I feel like this song is stuck in my head. I recently gave a presentation to the Passaic County Economic Development Marketing Day for Small Business Owners, and one of the points I made was that when a prospect pushes back on your prices, they’re not telling you the real story.

It’s never about the money.

It's never about the moneyI told the story about a woman who told me she couldn’t work with me because my prices were high (they’re not). I felt bad, as if I were trying to “take” her money (I wasn’t). So I let her go because of her lack of funds. Who should I see the very next week, on Facebook, waving from the Eiffel Tower? Yep. Her. I saw her again months later when she told me about her trip to Italy, California, etc etc. So – what she had been telling me was that she did not choose to spend her money on ME – on my services. It’s cool – it happens.
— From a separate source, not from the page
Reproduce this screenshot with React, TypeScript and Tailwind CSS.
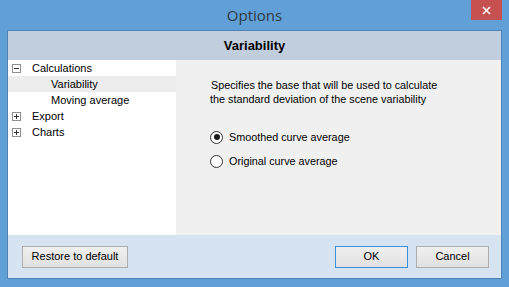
import React from "react";

const font = { fontFamily: '"Liberation Sans", Arial, sans-serif' };

function ExpandBox({ open }: { open: boolean }) {
  return (
    <svg width="9" height="9" viewBox="0 0 9 9" className="shrink-0">
      <rect x="0.5" y="0.5" width="8" height="8" fill="#fff" stroke="#8f8f8f" />
      <path d="M2 4.5H7" stroke="#333" />
      {!open && <path d="M4.5 2V7" stroke="#333" />}
    </svg>
  );
}

function Radio({ checked, label }: { checked: boolean; label: string }) {
  return (
    <div className="flex h-[24px] items-center pl-[34px]">
      <span className="flex h-[13px] w-[13px] items-center justify-center rounded-full border border-[#333] bg-white">
        {checked && <span className="h-[6px] w-[6px] rounded-full bg-[#1a1a1a]" />}
      </span>
      <span className="ml-[6px]">{label}</span>
    </div>
  );
}

function Btn({ label, w, focus }: { label: string; w: string; focus?: boolean }) {
  return (
    <button
      className={`h-[22px] ${w} border bg-gradient-to-b from-[#f0f0f0] to-[#e1e1e1] text-[11px] text-black ${
        focus ? "border-[#3c8fd8]" : "border-[#adadad]"
      }`}
    >
      {label}
    </button>
  );
}

export default function App() {
  return (
    <div className="relative flex h-[287px] w-[509px] flex-col bg-[#61a0d6]" style={font}>
      {/* title bar */}
      <div
        className="flex h-[30px] items-center justify-center text-[15px] text-[#2d3a46]"
        style={{ fontFamily: '"Open Sans", "Liberation Sans", sans-serif' }}
      >
        Options
      </div>
      <div className="absolute left-[471px] top-0 flex h-[20px] w-[31px] items-center justify-center bg-[#c75050]">
        <svg width="9" height="9" viewBox="0 0 9 9">
          <path d="M1 1L8 8M8 1L1 8" stroke="#fff" strokeWidth="1.6" />
        </svg>
      </div>

      {/* client area */}
      <div className="mx-[7px] flex flex-col border border-[#4d83b6]">
        <div className="flex h-[29px] items-center justify-center bg-[#c1cedd] text-[13px] font-bold text-black">
          Variability
        </div>
        <div className="flex h-[175px]">
          {/* tree */}
          <div className="w-[168px] bg-white text-[11px] text-black">
            <div className="flex h-[16px] items-center pl-[4px]">
              <ExpandBox open />
              <span className="ml-[11px]">Calculations</span>
            </div>
            <div className="flex h-[16px] items-center bg-[#ededed] pl-[43px]">Variability</div>
            <div className="flex h-[16px] items-center pl-[43px]">Moving average</div>
            <div className="flex h-[16px] items-center pl-[4px]">
              <ExpandBox open={false} />
              <span className="ml-[11px]">Export</span>
            </div>
            <div className="flex h-[16px] items-center pl-[4px]">
              <ExpandBox open={false} />
              <span className="ml-[11px]">Charts</span>
            </div>
          </div>
          {/* right panel */}
          <div className="flex-1 bg-[#f0f0f0] text-[10.8px] text-black">
            <div className="mt-[18px] leading-[14px]">
              <p className="pl-[35px]">Specifies the base that will be used to calculate</p>
              <p className="pl-[34px]">the standard deviation of the scene variability</p>
            </div>
            <div className="mt-[19px]">
              <Radio checked label="Smoothed curve average" />
              <Radio checked={false} label="Original curve average" />
            </div>
          </div>
        </div>
        <div className="flex h-[43px] items-center bg-[#d6e3f1] pl-[14px] pr-[12px]">
          <Btn label="Restore to default" w="w-[106px]" />
          <div className="flex-1" />
          <Btn label="OK" w="w-[73px]" focus />
          <div className="w-[8px]" />
          <Btn label="Cancel" w="w-[73px]" />
        </div>
      </div>
    </div>
  );
}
Recently 2 of my business strategy clients experienced the same pushback from their clients. “It’s too much money”. A former client just told me that her latest prospect called her from her ski vacation in the Rockies to tell her that the prices were too high. “You’re calling me. From. Vacation…”
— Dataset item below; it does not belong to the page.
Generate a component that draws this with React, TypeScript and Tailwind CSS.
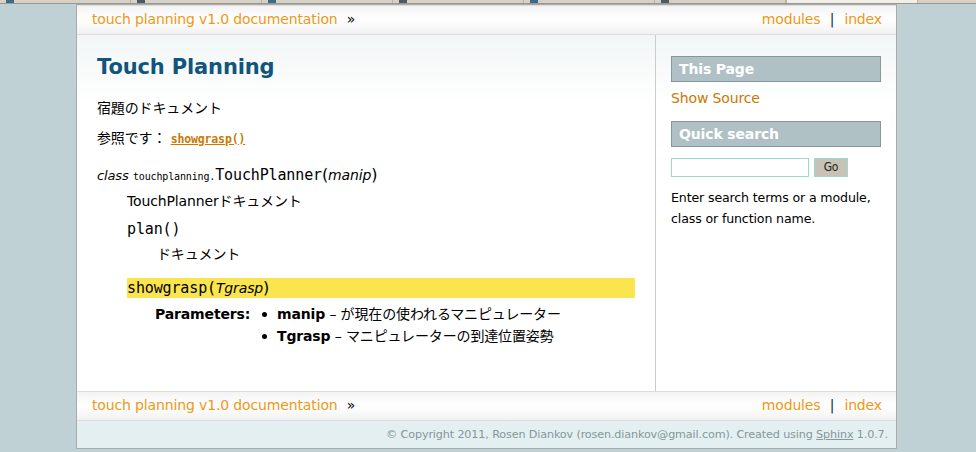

Our first temptation is to figure out a way to slash our prices – should we hold a sale, just lower the prices, come up with a lower priced version of our offer?
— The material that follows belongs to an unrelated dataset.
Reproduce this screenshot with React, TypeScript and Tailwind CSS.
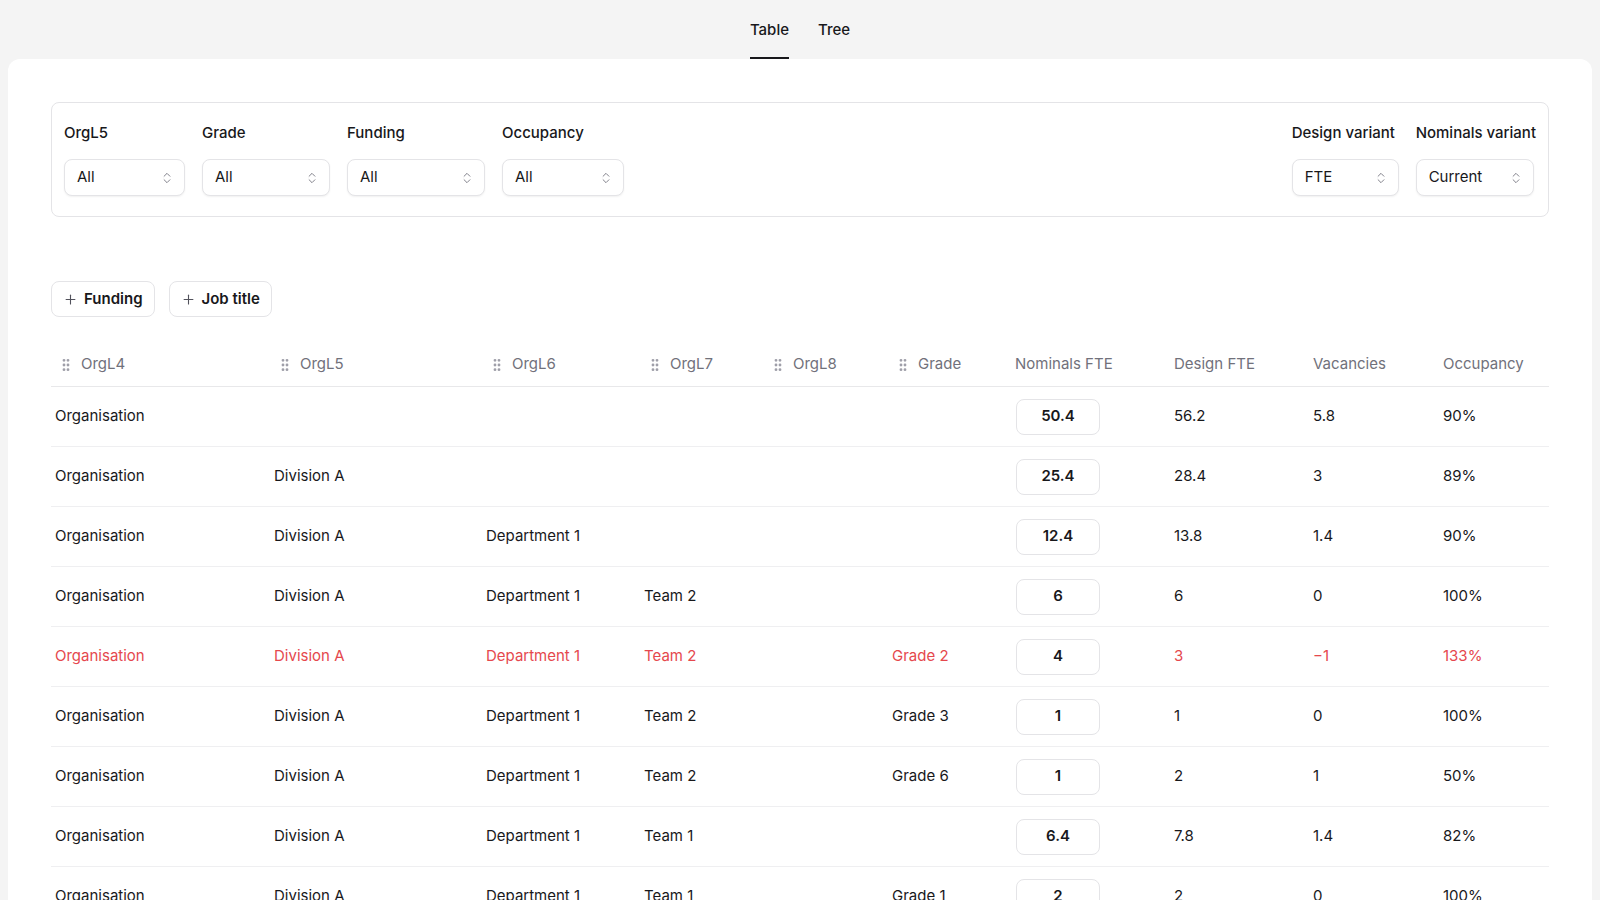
import { ChevronsUpDown, GripVertical, Plus } from "lucide-react";

type Row = {
  l4: string;
  l5?: string;
  l6?: string;
  l7?: string;
  l8?: string;
  grade?: string;
  nominals: string;
  design: string;
  vacancies: string;
  occupancy: string;
  over?: boolean;
};

const rows: Row[] = [
  { l4: "Organisation", nominals: "50.4", design: "56.2", vacancies: "5.8", occupancy: "90%" },
  { l4: "Organisation", l5: "Division A", nominals: "25.4", design: "28.4", vacancies: "3", occupancy: "89%" },
  { l4: "Organisation", l5: "Division A", l6: "Department 1", nominals: "12.4", design: "13.8", vacancies: "1.4", occupancy: "90%" },
  { l4: "Organisation", l5: "Division A", l6: "Department 1", l7: "Team 2", nominals: "6", design: "6", vacancies: "0", occupancy: "100%" },
  { l4: "Organisation", l5: "Division A", l6: "Department 1", l7: "Team 2", grade: "Grade 2", nominals: "4", design: "3", vacancies: "−1", occupancy: "133%", over: true },
  { l4: "Organisation", l5: "Division A", l6: "Department 1", l7: "Team 2", grade: "Grade 3", nominals: "1", design: "1", vacancies: "0", occupancy: "100%" },
  { l4: "Organisation", l5: "Division A", l6: "Department 1", l7: "Team 2", grade: "Grade 6", nominals: "1", design: "2", vacancies: "1", occupancy: "50%" },
  { l4: "Organisation", l5: "Division A", l6: "Department 1", l7: "Team 1", nominals: "6.4", design: "7.8", vacancies: "1.4", occupancy: "82%" },
  { l4: "Organisation", l5: "Division A", l6: "Department 1", l7: "Team 1", grade: "Grade 1", nominals: "2", design: "2", vacancies: "0", occupancy: "100%" },
];

const gridCols = "grid grid-cols-[219px_212px_158px_123px_125px_123px_159px_139px_130px_110px]";

function Select({ label, value, width }: { label: string; value: string; width: string }) {
  return (
    <div className="flex flex-col gap-4">
      <span className="text-[15px] leading-5 font-medium text-zinc-900">{label}</span>
      <button
        className={`flex h-[37px] items-center justify-between rounded-lg border border-[#e4e4e7] bg-white pl-[12px] pr-[10px] text-[15px] text-zinc-900 shadow-[0_1px_2px_rgba(0,0,0,0.06)] ${width}`}
      >
        <span>{value}</span>
        <ChevronsUpDown size={14} strokeWidth={1.5} className="text-zinc-500" />
      </button>
    </div>
  );
}

function GripHeader({ label }: { label: string }) {
  return (
    <div className="flex items-center gap-[7px] pl-[7px] text-zinc-500">
      <GripVertical size={16} strokeWidth={2.25} className="text-zinc-400" />
      <span>{label}</span>
    </div>
  );
}

export default function App() {
  return (
    <div className="h-screen overflow-hidden bg-[#f4f4f4] font-['Inter',sans-serif] text-zinc-900">
      <nav className="flex h-[59px] items-stretch justify-center gap-[29px]">
        <div className="flex flex-col justify-between pt-[20px]">
          <span className="text-[15px] leading-5 font-medium text-zinc-900">Table</span>
          <span className="h-[2px] w-full bg-zinc-900" />
        </div>
        <div className="flex flex-col justify-between pt-[20px]">
          <span className="text-[15px] leading-5 font-medium text-zinc-900">Tree</span>
          <span className="h-[2px] w-full bg-transparent" />
        </div>
      </nav>

      <main className="mx-2 min-h-[900px] rounded-xl bg-white px-[43px] pt-[43px]">
        <section className="flex items-start justify-between rounded-lg border border-[#e4e4e7] px-3 py-5">
          <div className="flex gap-[17px]">
            <Select label="OrgL5" value="All" width="w-[121px]" />
            <Select label="Grade" value="All" width="w-[128px]" />
            <Select label="Funding" value="All" width="w-[138px]" />
            <Select label="Occupancy" value="All" width="w-[122px]" />
          </div>
          <div className="flex gap-[17px]">
            <Select label="Design variant" value="FTE" width="w-[107px]" />
            <Select label="Nominals variant" value="Current" width="w-[118px]" />
          </div>
        </section>

        <div className="mt-16 flex gap-[14px]">
          <button className="flex h-9 items-center gap-[6px] rounded-lg border border-[#e4e4e7] bg-white px-[11px] text-[15px] font-semibold text-zinc-900">
            <Plus size={15} strokeWidth={1.75} className="text-zinc-600" />
            Funding
          </button>
          <button className="flex h-9 items-center gap-[6px] rounded-lg border border-[#e4e4e7] bg-white px-[11px] text-[15px] font-semibold text-zinc-900">
            <Plus size={15} strokeWidth={1.75} className="text-zinc-600" />
            Job title
          </button>
        </div>

        <div className="mt-[26px] text-[15px]">
          <div className={`${gridCols} h-[44px] items-center border-b border-[#e8e8ea]`}>
            <GripHeader label="OrgL4" />
            <GripHeader label="OrgL5" />
            <GripHeader label="OrgL6" />
            <GripHeader label="OrgL7" />
            <GripHeader label="OrgL8" />
            <GripHeader label="Grade" />
            <span className="pl-1 text-zinc-500">Nominals FTE</span>
            <span className="pl-1 text-zinc-500">Design FTE</span>
            <span className="pl-1 text-zinc-500">Vacancies</span>
            <span className="pl-1 text-zinc-500">Occupancy</span>
          </div>

          {rows.map((row, i) => (
            <div
              key={i}
              className={`${gridCols} h-[60px] items-center border-b border-[#efeff1] ${row.over ? "text-[#e5484d]" : "text-zinc-900"}`}
            >
              <span className="pl-1">{row.l4}</span>
              <span className="pl-1">{row.l5}</span>
              <span className="pl-1">{row.l6}</span>
              <span className="pl-1">{row.l7}</span>
              <span className="pl-1">{row.l8}</span>
              <span className="pl-1">{row.grade}</span>
              <div className="pl-[5px]">
                <div className="flex h-9 w-[84px] items-center justify-center rounded-lg border border-[#e4e4e7] bg-white font-semibold text-zinc-900">
                  {row.nominals}
                </div>
              </div>
              <span className="pl-1">{row.design}</span>
              <span className="pl-1">{row.vacancies}</span>
              <span className="pl-1">{row.occupancy}</span>
            </div>
          ))}
        </div>
      </main>
    </div>
  );
}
Short answer – it’s never about the money.

It’s about a fear. Some examples.

A fitness studio owner had clients coming in twice a week who wanted to drop down to once a week “because it’s too much money”. But – the reality is that if they had been putting in the work to improve their health and were seeing rock star results, they would have been excited and pumped to keep coming in twice a week and even pay more because they were reaching their vision – their transformation. Instead, they were experiencing a fear: of getting healthy and losing weight and not being able to maintain it; or a fear of having to give up a complacent lifestyle with an overabundance of “treats” in order to get to the healthy milestone.

An organizer had a prospect all lined up to take on the project but at the last moment a family member bailed out saying it was too much money. The reality is that there is a fear that after the service has been rendered, the organization won’t “stick” and there’ll be a mess again and then do we have to pay again to get that fixed and be stuck this way? Or a fear that the organizer will make her part with her “treasures” because her inability to part with things is causing the mess in the first place. The organizer would then attain control of what goes in the home and no one wants to give up control (that’s not how organizers actually work, but again – the fear take over).

What can we do?

So as service providers, what can we do?

Don’t bother lowering prices because then you’ll go down a path you can’t return from. And you’re undervaluing yourself and letting the world know that you’re not really worth that much.

Instead, have better consultation sessions, mid-way assessment sessions. Find out what’s really going on with their emotions. What’s the dream? What’s the fear?

Re-evaluate their original goal and what work has been done and where you are now in relation to that goal. Is the client doing her part or expecting you to wield a magic wand? And if they’re not willing to do the work to go on the journey, you can’t drag them.

Have conversations in a non-confrontational manner. This is not a “make the sale no matter what” conversation. It’s a loving, well-intentioned “what can I do to help you” conversation.

If you’ll dig deep enough, you’ll discover the real reason behind the NO. Is it something you can help them solve, or is it time to let them go? That’s up to you, because it’s never about the money.